Exeter medical student Amelia Dickson (L) with her first-place prize and Rishi Kumar (R) from UCL, winner of the clinical group.

University of Exeter medical students display excellent neuroanatomy knowledge in recent national competition.

The National Undergraduate Neuroanatomy Competition (NUNC), now in its 12th edition, was held in Glasgow University and had six representatives from the University of Exeter. The students were selected from a keen group of 30 medical students who attended Saturday teaching sessions in preparation for the national competition.

The six participants, Amelia Dickson (2nd Year), Arsh Thao (2nd Year), Jack Read (3rd Year), Jinu Chang (2nd Year), John Donnelly (4th Year) and Sean Ho (1st Year), were supported and sponsored by Professor Alison Curnrow and Prof Ian Fussell of the medical school to represent the University. Jack Read, the outgoing President of the Anatomy Society, played a key role in coordinating the 2023-2024 NUNC Campaign and the Academic NUNC Lead at the University of Exeter, Dr Hope Gangata, taught, designed and ran the internal university NUNC selection examinations, trained the NUNC Tutors, and ran an advanced brain dissection session.

Exeter scooped a total of five awards, as well as made history as the first university to win both the NUNC Pre-Clinical Prize and Pre-Clinical Runner’s up Prizes at the same time.

The full list of the prizes won is:

  1. Best Pre-Clinical Prize: Amelia Dickson (2nd Year)
  2. Runner’s Up Pre-Clinical Prize: Arsh Thao (2nd Year)
  3. Distinction Prizes: Jack Read (3rd Year), John Donnelly (4th Year) and Sean Ho (1st Year)

Amelia Dickson and Arsh Thao also made history as Exeter’s first winners of the Pre-Clinical and Runner’s Up Pre-Clinical Prize in the NUNC competitions.

Amelia, now in her 3rd year and President of the Anatomy society at Exeter, said: “It was a huge privilege to represent the University at NUNC 2024. The support I got from my fellow student teachers was invaluable and I would not have been able to achieve this without them. The NUNC campaign, kindly co-ordinated and supported by Dr Gangata, has been a great success and inspired many students. I hope that this campaign continues so others can take advantage of this opportunity.”

Dr Gangata said: “I’m more than delighted by the historic outstanding national 2024 NUNC Conference awards success by our medical students.
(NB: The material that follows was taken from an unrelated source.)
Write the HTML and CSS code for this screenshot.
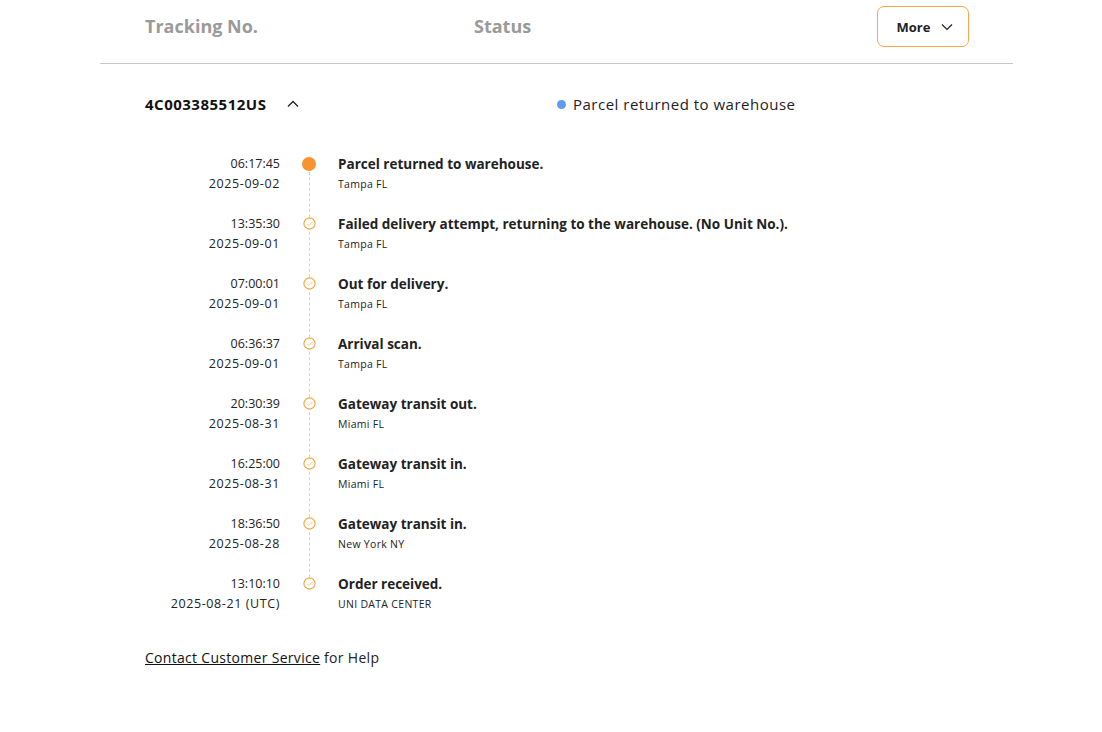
FILE: index.html
```html
<!DOCTYPE html>
<html>
<head>
<meta charset="utf-8">
<link rel="stylesheet" href="styles.css">
</head>
<body>
<div class="wrap">
  <div class="head">
    <div class="h-track">Tracking No.</div>
    <div class="h-status">Status</div>
    <button class="more">More
      <svg width="12" height="8" viewBox="0 0 12 8"><path d="M1 1.5 L6 6.5 L11 1.5" fill="none" stroke="#222" stroke-width="1.2"/></svg>
    </button>
  </div>
  <div class="row">
    <div class="num">4C003385512US
      <svg class="chev" width="12" height="8" viewBox="0 0 12 8"><path d="M1 6.5 L6 1.5 L11 6.5" fill="none" stroke="#222" stroke-width="1.3"/></svg>
    </div>
    <div class="st"><span class="bdot"></span>Parcel returned to warehouse</div>
  </div>
  <ul class="tl">
    <li class="ev">
      <div class="when"><div>06:17:45</div><div>2025-09-02</div></div>
      <div class="mark"><span class="fill"></span></div>
      <div class="what"><div class="t">Parcel returned to warehouse.</div><div class="loc">Tampa FL</div></div>
    </li>
    <li class="ev">
      <div class="when"><div>13:35:30</div><div>2025-09-01</div></div>
      <div class="mark"><svg width="13" height="13" viewBox="0 0 13 13"><circle cx="6.5" cy="6.5" r="5.6" fill="#fff" stroke="#f7a23b" stroke-width="1.1"/><path d="M4 6.7 L5.9 8.5 L9.2 4.8" fill="none" stroke="#fbc98e" stroke-width="1"/></svg></div>
      <div class="what"><div class="t">Failed delivery attempt, returning to the warehouse. (No Unit No.).</div><div class="loc">Tampa FL</div></div>
    </li>
    <li class="ev">
      <div class="when"><div>07:00:01</div><div>2025-09-01</div></div>
      <div class="mark"><svg width="13" height="13" viewBox="0 0 13 13"><circle cx="6.5" cy="6.5" r="5.6" fill="#fff" stroke="#f7a23b" stroke-width="1.1"/><path d="M4 6.7 L5.9 8.5 L9.2 4.8" fill="none" stroke="#fbc98e" stroke-width="1"/></svg></div>
      <div class="what"><div class="t">Out for delivery.</div><div class="loc">Tampa FL</div></div>
    </li>
    <li class="ev">
      <div class="when"><div>06:36:37</div><div>2025-09-01</div></div>
      <div class="mark"><svg width="13" height="13" viewBox="0 0 13 13"><circle cx="6.5" cy="6.5" r="5.6" fill="#fff" stroke="#f7a23b" stroke-width="1.1"/><path d="M4 6.7 L5.9 8.5 L9.2 4.8" fill="none" stroke="#fbc98e" stroke-width="1"/></svg></div>
      <div class="what"><div class="t">Arrival scan.</div><div class="loc">Tampa FL</div></div>
    </li>
    <li class="ev">
      <div class="when"><div>20:30:39</div><div>2025-08-31</div></div>
      <div class="mark"><svg width="13" height="13" viewBox="0 0 13 13"><circle cx="6.5" cy="6.5" r="5.6" fill="#fff" stroke="#f7a23b" stroke-width="1.1"/><path d="M4 6.7 L5.9 8.5 L9.2 4.8" fill="none" stroke="#fbc98e" stroke-width="1"/></svg></div>
      <div class="what"><div class="t">Gateway transit out.</div><div class="loc">Miami FL</div></div>
    </li>
    <li class="ev">
      <div class="when"><div>16:25:00</div><div>2025-08-31</div></div>
      <div class="mark"><svg width="13" height="13" viewBox="0 0 13 13"><circle cx="6.5" cy="6.5" r="5.6" fill="#fff" stroke="#f7a23b" stroke-width="1.1"/><path d="M4 6.7 L5.9 8.5 L9.2 4.8" fill="none" stroke="#fbc98e" stroke-width="1"/></svg></div>
      <div class="what"><div class="t">Gateway transit in.</div><div class="loc">Miami FL</div></div>
    </li>
    <li class="ev">
      <div class="when"><div>18:36:50</div><div>2025-08-28</div></div>
      <div class="mark"><svg width="13" height="13" viewBox="0 0 13 13"><circle cx="6.5" cy="6.5" r="5.6" fill="#fff" stroke="#f7a23b" stroke-width="1.1"/><path d="M4 6.7 L5.9 8.5 L9.2 4.8" fill="none" stroke="#fbc98e" stroke-width="1"/></svg></div>
      <div class="what"><div class="t">Gateway transit in.</div><div class="loc">New York NY</div></div>
    </li>
    <li class="ev last">
      <div class="when"><div>13:10:10</div><div>2025-08-21 (UTC)</div></div>
      <div class="mark"><svg width="13" height="13" viewBox="0 0 13 13"><circle cx="6.5" cy="6.5" r="5.6" fill="#fff" stroke="#f7a23b" stroke-width="1.1"/><path d="M4 6.7 L5.9 8.5 L9.2 4.8" fill="none" stroke="#fbc98e" stroke-width="1"/></svg></div>
      <div class="what"><div class="t">Order received.</div><div class="loc">UNI DATA CENTER</div></div>
    </li>
  </ul>
  <p class="help"><a href="#">Contact Customer Service</a> for Help</p>
</div>
</body>
</html>
```
FILE: styles.css
```css
* { box-sizing: border-box; }
html, body { margin: 0; padding: 0; background: #fff; }
body { font-family: "Open Sans", "Noto Sans", sans-serif; color: #222; }
.wrap { width: 913px; margin-left: 100px; }
.head {
  height: 64px;
  border-bottom: 1px solid #c8c8c8;
  display: flex;
  align-items: flex-start;
  padding-left: 45px;
}
.h-track, .h-status {
  font-size: 18px; font-weight: 700; color: #9a9a9a;
  line-height: 24px; margin-top: 14px;
}
.h-track { width: 329px; }
.h-status { flex: 1; }
.more {
  margin-top: 6px; margin-right: 44px;
  width: 92px; height: 41px;
  border: 1.5px solid #f9a54f; border-radius: 7px; background: #fff;
  font-family: inherit; font-size: 13px; font-weight: 700; color: #222;
  display: flex; align-items: center; justify-content: center; gap: 11px;
  padding: 0 0 0 4px;
}
.row {
  display: flex; align-items: center; padding-left: 45px;
  margin-top: 28px; height: 24px;
}
.num { width: 412px; font-size: 15px; font-weight: 700; letter-spacing: 0.5px; color: #111; display: flex; align-items: center; }
.chev { margin-left: 21px; }
.st { font-size: 15px; letter-spacing: 0.5px; display: flex; align-items: center; }
.bdot { width: 9px; height: 9px; border-radius: 50%; background: #5e9bf3; margin-right: 7px; }
.tl { list-style: none; margin: 38px 0 0 0; padding: 0; }
.ev { display: flex; height: 60px; }
.when { width: 180px; text-align: right; font-size: 12.5px; line-height: 20px; color: #222; }
.when div:last-child { letter-spacing: 0.6px; }
.mark { width: 58px; position: relative; display: flex; justify-content: center; padding-top: 3px; }
.ev:not(.last) .mark::after {
  content: ""; position: absolute; left: 28.5px; top: 18px; bottom: -3px;
  border-left: 1px dashed #d4d4d4;
}
.mark svg { display: block; }
.fill { display: block; width: 14px; height: 14px; border-radius: 50%; background: #f79430; }
.what { line-height: 20px; }
.t { font-size: 13.5px; font-weight: 700; color: #222; }
.loc { font-size: 10.5px; letter-spacing: 0.3px; color: #222; }
.help { margin: 14px 0 0 45px; font-size: 14px; letter-spacing: 0.3px; color: #222; }
.help a { color: #111; text-decoration: underline; }
```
“Successes in the 2023 and 2024 NUNC Conferences by our medical students have provided solid preparatory foundation steps into neurological, neurosurgical and psychiatric careers, and has opened many neuro professional doors for them, such as neuro leadership roles in university societies and national committees, elective neurosurgical placement opportunities, neuro research conference presentations and AFHEA teaching certificates.

“Our unique neuroanatomy NUNC teaching programme has helped dispel “neurophobia” (the fear of neuroanatomy) among our medical students, and medical students being trained in modern teaching contributed to the high neuro teaching standards and all attained Associate Fellow of the Higher Education Academy (AFHEA) teaching certificates.”